As investigações em torno de Lula têm motivação política, como argumentam esses setores? Tem. No entanto, o que não dizem ou explicam, são as relações de compadrio entre o ex-presidente e as maiores empreiteiras desse país. Se um triplex no Guarujá ou o sítio de Atibaia não se comparam em valores aos bilhões desviados no esquema investigado pela Lava Jato, eles, por outro lado, são simbólicos de como Lula é tratado pelas empreiteiras. Com mimos e presentes de velhos amigos. Antes mesmo desses escândalos, Lula já havia embolsado R$ 27 milhões com palestras às empresas em quatro anos, desses, R$ 10 milhões só das empreiteiras envolvidas nos esquemas de corrupção da Petrobrás.


Sítio em Atibaia: Mimo de amigo

E não é difícil entender o motivo disso. Em seus oito anos de governo, Lula beneficiou os banqueiros, o setor agropecuário e… as empreiteiras. Para isso, fez uso do BNDES, elaborou grandes obras como a transposição do rio São Francisco e a Usina de Belo Monte, enfrentando populações ribeirinhas e indígenas e ameaçando o meio ambiente, e, com os empreiteiros a tiracolo, viajou o mundo como um verdadeiro relações-públicas das grandes empresas a fim de vender os serviços lá fora. Fruto disso, os lucros das maiores empreiteiras do país dispararam. A Odebrecht que lucrava R$ 550 milhões em 2006, em 2014 já no governo Dilma recebia R$ 11,4 bilhões. A Camargo Correa, por sua vez, cujo lucro era de R$ 1,1 bilhão, em 2014 já ganhava R$ 4,7 bi.

Lucros que eram conseguidos, aliás, à base de uma superexploração brutal dos operários, como se revelou nas revoltas que explodiram em Jirau e Belo Monte durante o governo Lula, com os trabalhadores lutando por condições mínimas de sobrevivência.

Lula é ou não um amigo íntimo das empreiteiras?

É gritante, por outro lado, a hipocrisia das denúncias e do pretenso discurso de moralidade encenado pelo PSDB. Nas últimas eleições, o partido foi o que mais recebeu recursos das grandes empreiteiras, um pouquinho a mais que o próprio PT. Foram R$ 65 milhões contra R$ 58 despejados por OAS, Andrade Gutierrez, UTC, Odebrecht e Queiroz Galvão (confira aqui).

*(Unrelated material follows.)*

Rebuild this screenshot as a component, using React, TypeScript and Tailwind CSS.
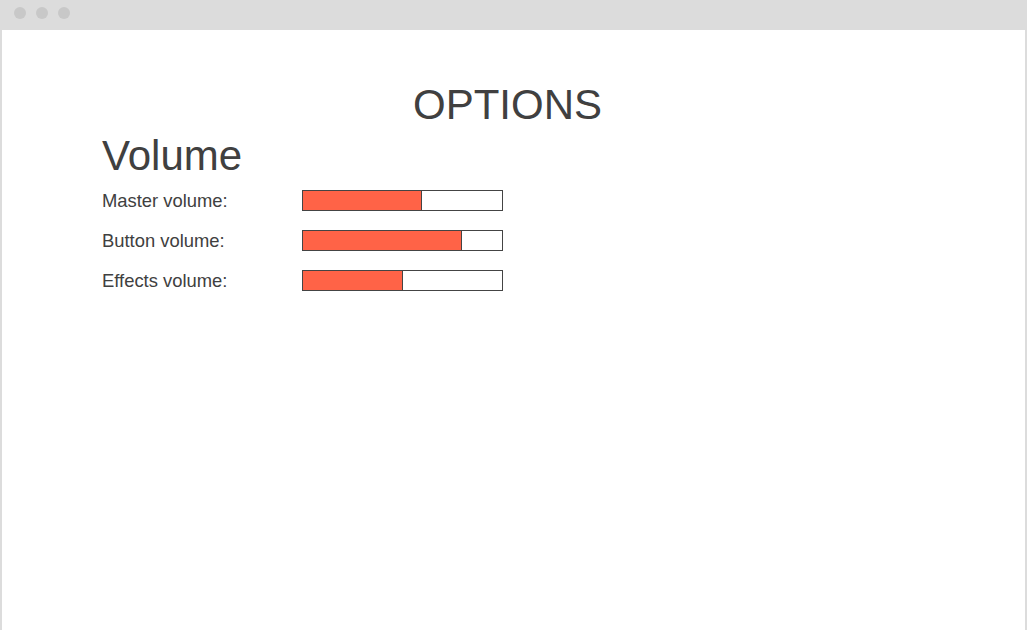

A grana dada ao Partidos dos Trabalhadores é fruto de corrupção e aos tucanos é ungida pelo Espírito Santo? Não parece o caso.

O que está por trás do apoio a Lula?
O ex-presidente não cumpre apenas um papel de possível candidato nas próximas eleições. Sua autoridade o possibilita ser uma ponte direta entre o movimento sindical e o governo, colocando sua autoridade a serviço do ajuste fiscal. Foi por isso que se reuniu com Dilma para tratar da reforma da Previdência, prometendo o apoio dos dirigentes do partido e da CUT à proposta. Mas ao mesmo tempo, faz uma espécie de jogo duplo: em reunião com os dirigentes da central sugere que não se enfrentem com suas bases. Tenta assim garantir que não se mobilizem para impedir o ajuste fiscal, mas que também não se choquem demais com as bases a ponto de perder o controle.

O apoio de setores da esquerda ao ex-presidente, ainda que criticando a política econômica de Dilma, quer queiram ou não, implica no apoio ao próprio governo, que por sua vez é quem aplica essa política econômica. E também a uma possível continuidade do governo do PT em 2018, seja o apoiando no primeiro turno ou num eventual segundo turno. Ao invés de enfraquecer a oposição burguesa, isso tenta refrear a ruptura das massas com o governo, obstaculizar uma reação à altura nas lutas aos seus ataques como uma greve geral, e impedir que avance uma alternativa a esses dois pólos da burguesia.